Editor’s note: This post was updated on Oct. 25, 2016.

Our economy couldn’t function without trucks: Food wouldn’t get to stores, factories wouldn’t have supplies, and that package you ordered from Amazon would never arrive. But as they make America work, trucks also put a lot of pollution in the air.

In fact, trucks produce nearly half a billion tons of climate pollution a year. Without new efficiency standards, they’re on track to increase climate pollution more than nearly any other source over the next few decades. Until now.

The U.S. Environmental Protection Agency and Department of Transportation recently finalized a new rule that will make trucks significantly more efficient over the next decade. It will cut carbon pollution by 1.1 billion metric tons a year by 2027, and save truckers millions in fuel costs.

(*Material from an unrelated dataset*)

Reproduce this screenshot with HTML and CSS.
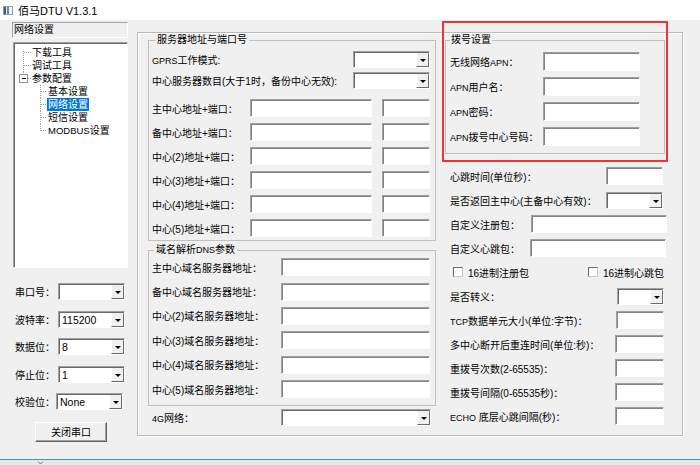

The new standards, which build on the first phase of standards rolled out in 2011, cover vehicles such as freight trucks, buses, garbage trucks, and heavy-duty pickup trucks and vans.

It’s a really big deal for our health and the climate – the 18-wheeler of truck fuel efficiency rules.

In addition to its health and environmental benefits, the rule will reduce trucks’ fuel consumption by 2 billion barrels of oil, which helps explain why so many in the trucking industry are fully on board with this change.

Three big efforts to rein in pollution

The Clean Truck rule is part of the EPA’s responsibility to cut climate pollution, as well as the conventional air pollution that causes asthma attacks and other serious lung and heart problems, and can lead to premature death.

It has included tackling three big sources of air and climate pollution: transportation, methane from the oil and gas industry, and power plants.

  • Early in his first term, President Obama boosted the required fuel efficiency for passenger cars to nearly 55 miles per gallon by 2025. This will cut climate pollution from cars by 6 billion tons over the life of the program.
  • New rules will also reduce methane pollution from new oil and gas wells, as well as flaring and venting gas on public lands. (Side note: Methane drives 25 percent of current global warming.)
  • Biggest of all, the landmark Clean Power Plan will set limits for the largest source of America’s climate pollution – power plants.

Now it’s up to the next president to build on the progress we’ve already made.